A notícia de que o procurador-geral da República, Paulo Gonet, finalizou a denúncia contra Jair Bolsonaro por liderar uma organização criminosa e tentar um golpe de Estado não é apenas um capítulo jurídico. É um teste decisivo para a democracia brasileira. O processo, que pode render ao ex-presidente até 28 anos de prisão, expõe uma verdade incômoda: o Brasil ainda não superou a cultura do autoritarismo que periodicamente ameaça suas instituições.
O Golpe que Não se Conforma com Derrotas
As acusações contra Bolsonaro, baseadas em relatório da Polícia Federal (PF), não são fruto de perseguição política, como alegam seus aliados. São resultado de provas concretas: minutas de decretos para fechar o STF e o Congresso, reuniões com militares para invalidar as urnas, e a mobilização de grupos que culminou nas invasões de 8 de janeiro de 2023. A tentativa de golpe foi meticulosa, sistemática e documentada.
A Lei 12.850, que tipifica organização criminosa, não foi escrita para presidentes, mas para chefes de milícia. Seu uso contra um ex-chefe de Estado revela a gravidade dos fatos: Bolsonaro não é acusado de um deslize, mas de arquitetar a destruição do Estado Democrático de Direito.

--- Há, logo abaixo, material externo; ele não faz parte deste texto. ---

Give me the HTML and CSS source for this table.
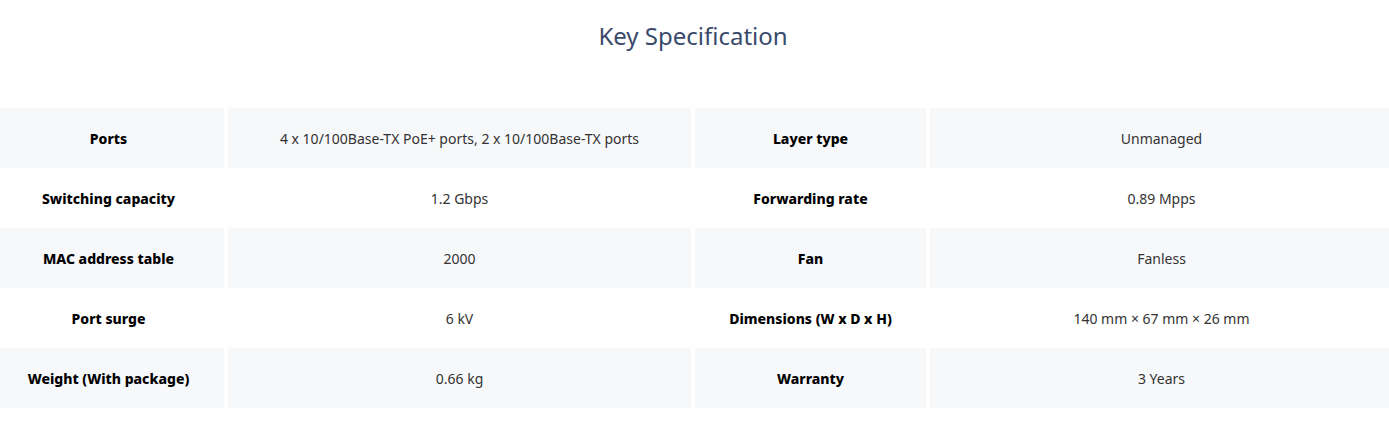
FILE: index.html
```html
<!DOCTYPE html>
<html lang="en">
<head>
<meta charset="utf-8">
<title>Key Specification</title>
<link rel="stylesheet" href="styles.css">
</head>
<body>
<section class="spec">
  <h2 class="spec-title">Key Specification</h2>
  <div class="spec-table">
    <div class="row shaded">
      <div class="cell label">Ports</div>
      <div class="cell value">4 x 10/100Base-TX PoE+ ports, 2 x 10/100Base-TX ports</div>
      <div class="cell label">Layer type</div>
      <div class="cell value">Unmanaged</div>
    </div>
    <div class="row">
      <div class="cell label">Switching capacity</div>
      <div class="cell value">1.2 Gbps</div>
      <div class="cell label">Forwarding rate</div>
      <div class="cell value">0.89 Mpps</div>
    </div>
    <div class="row shaded">
      <div class="cell label">MAC address table</div>
      <div class="cell value">2000</div>
      <div class="cell label">Fan</div>
      <div class="cell value">Fanless</div>
    </div>
    <div class="row">
      <div class="cell label">Port surge</div>
      <div class="cell value">6 kV</div>
      <div class="cell label">Dimensions (W x D x H)</div>
      <div class="cell value">140 mm × 67 mm × 26 mm</div>
    </div>
    <div class="row shaded">
      <div class="cell label">Weight (With package)</div>
      <div class="cell value">0.66 kg</div>
      <div class="cell label">Warranty</div>
      <div class="cell value">3 Years</div>
    </div>
  </div>
</section>
</body>
</html>
```

FILE: styles.css
```css
html, body {
  margin: 0;
  padding: 0;
  background: #ffffff;
  overflow: hidden;
}

body {
  font-family: "Noto Sans", "Open Sans", "Liberation Sans", sans-serif;
  color: #333333;
}

.spec {
  display: flex;
  flex-direction: column;
  width: 1400px;
  margin-left: -7px;
}

.spec-title {
  margin: 0;
  height: 108px;
  padding-top: 20px;
  box-sizing: border-box;
  text-align: center;
  font-size: 24px;
  font-weight: 400;
  line-height: 32px;
  color: #3a4a6b;
}

.spec-table {
  display: flex;
  flex-direction: column;
}

.row {
  display: grid;
  grid-template-columns: 231px 463px 231px 463px;
  column-gap: 4px;
  height: 60px;
}

.row.shaded .cell {
  background: #f7f8fa;
}

.cell {
  display: flex;
  align-items: center;
  justify-content: center;
  text-align: center;
  font-size: 14px;
  line-height: 20px;
  padding-top: 2px;
  box-sizing: border-box;
}

.cell.label {
  font-weight: 800;
  color: #000000;
}

.cell.value {
  color: #333333;
}
```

A Hipocrisia do “Patriota”
Há uma ironia trágica no fato de que Bolsonaro, que se autoproclamou “defensor da família e da pátria”, seja agora acusado de trair ambos. O mesmo líder que jurou proteger a Constituição é investigado por tramar seu desmonte. O mesmo homem que encheu a boca para falar em “liberdade” conspirou para silenciar o voto popular.
A estratégia de deslegitimação das eleições não foi um ato isolado. Foi uma campanha orquestrada que incluiu fake news, cerimônias militares para insuflar teorias conspiratórias e o estímulo a milícias digitais. O objetivo era claro: semear o caos para justificar uma intervenção.
O STF Entre a Lei e a Política
O Supremo Tribunal Federal (STF), agora responsável por julgar o caso, enfrenta um dilema histórico. Se condenar Bolsonaro, será acusado de parcialidade por seus apoiadores. Se absolvê-lo, manchará sua credibilidade como guardião da Constituição. A decisão terá repercussões além do Plenário: influenciará como futuros líderes enxergarão os limites do poder.
A postura do ministro Alexandre de Moraes, que já condenou envolvidos no 8 de janeiro a 17 anos de prisão, sugere que o tribunal não poupará o ex-presidente. Mas a independência judicial não deve ser confundida com vingança. O processo precisa ser exemplar não pela dureza da pena, mas pelo rigor probatório.
O Brasil no Espelho da História
O caso Bolsonaro ecoa julgamentos históricos. Em 2018, o ex-presidente peruano Alberto Fujimori foi condenado a 25 anos por crimes contra os direitos humanos. Em 2021, o americano Donald Trump foi impeachmentduplamente, mas escapou da condenação no Senado. Agora, o Brasil decide se seguirá o caminho do Peru, onde a Justiça prevaleceu, ou dos EUA, onde a política protegeu um líder golpista.
A diferença é que, no Brasil, as instituições ainda respiram. A PF investigou. O Ministério Público denunciou. O STF julgará. É um avanço e tanto para um país que, há 40 anos, saía de uma ditadura onde juízes serviam ao regime.
As Lições que Ficam
- Democracia não se defende com retórica, mas com instituições. Sem PF, MP e STF independentes, o plano bolsonarista teria triunfado.
- Nenhum líder é intocável. A lei deve valer para todos, especialmente para quem jurou cumpri-la.
- O preço do autoritarismo é alto, mas o da impunidade é catastrófico.
Conclusão: Mais que um Julgamento, um Recomeço
A denúncia contra Bolsonaro não é o fim, mas o início de um novo pacto social. Se o Brasil conseguir julgar seu ex-presidente sem revanchismo e com base na lei, dará um passo histórico. Se falhar, enviará a mensagem de que golpes podem ser tentados sem consequências.
Como escreveu o jurista Rui Barbosa, “a pior ditadura é a dos que se dizem donos da pátria”. Que este processo enterre de vez essa mentalidade. Afinal, democracia não é um presente. É uma conquista diária — e seu preço, como vemos, é eterna vigilância.